Les points de convergence entre la BM et le PNUD concernant la démocratie

               Le PNUD et la Banque Mondiale accordent une importance considérable dans les politiques de lutte contre la pauvreté qu’elles proposent aux réformes à mettre en œuvre dans le domaine politique. Les mesures qui entrent dans le cadre de la « gouvernance humaine » pour le PNUD, et dans celui de l’empowerment pour la Banque Mondiale consistent, pour l’essentiel, à encourager les pays à décentraliser les structures de l’Etat, à promouvoir la démocratie et la participation des pauvres aux processus politiques.

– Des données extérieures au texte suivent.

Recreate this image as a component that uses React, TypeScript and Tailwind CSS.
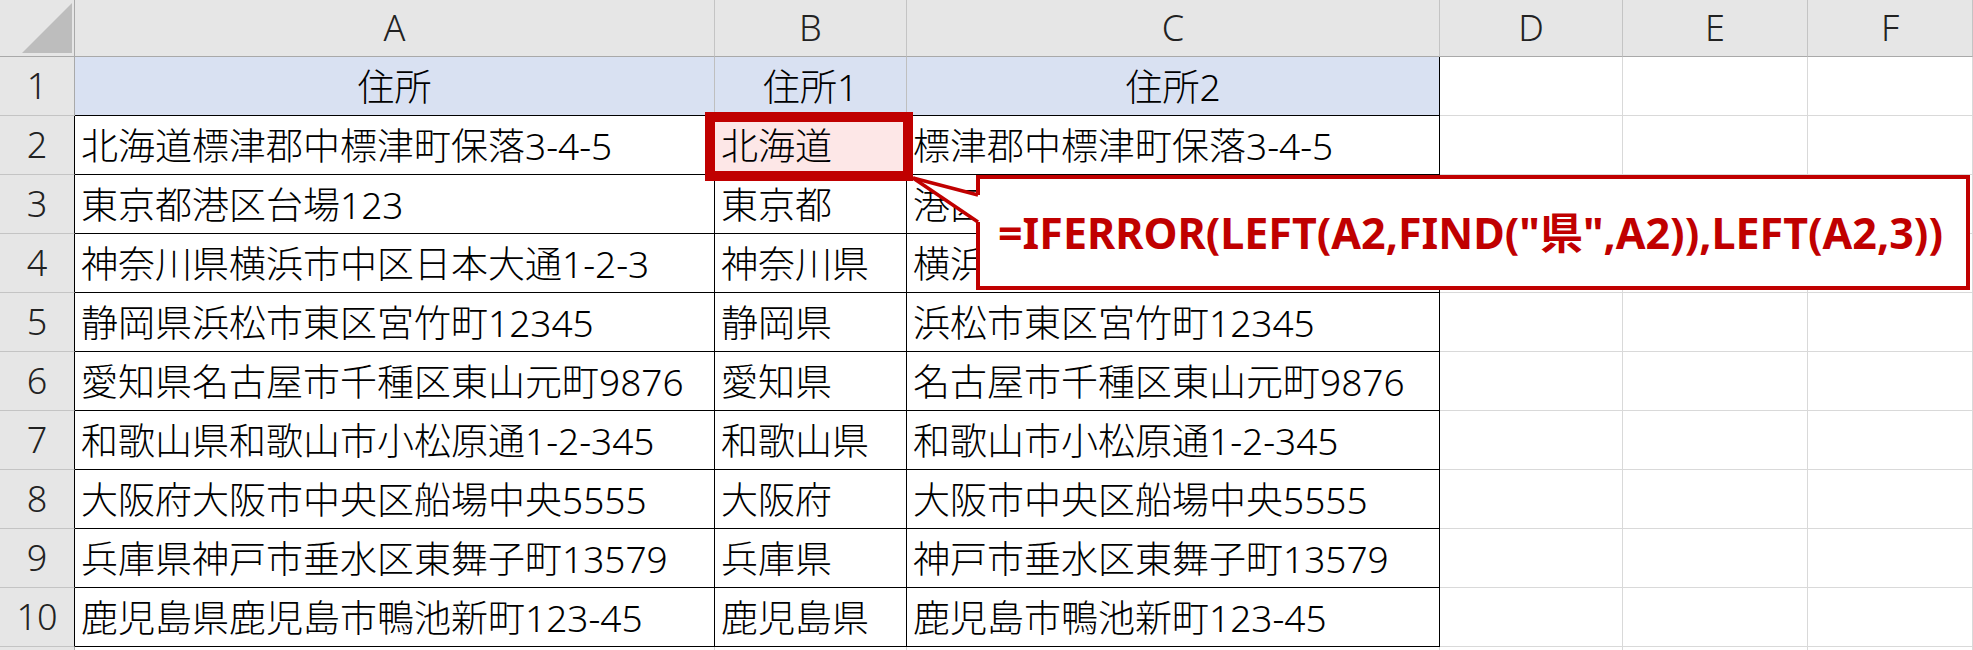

Ce sont précisément au sujet de ces deux derniers éléments qu’elles s’appuient toutes deux sur Amartya Sen. Dans ce qui suit, on se propose d’exposer plus en détail les  arguments de Sen sur lesquels s’appuient les organisations internationales lorsqu’elles recommandent de développer la démocratie et la participation des pauvres aux processus politiques. Le PNUD et la Banque Mondiale invoquent trois arguments développés par Sen dans les textes où il traite de la démocratie : le « lien entre la démocratie et la prévention de catastrophes économiques telles que les famines », la « valeur intrinsèque » de la démocratie, et enfin son « rôle constructif ».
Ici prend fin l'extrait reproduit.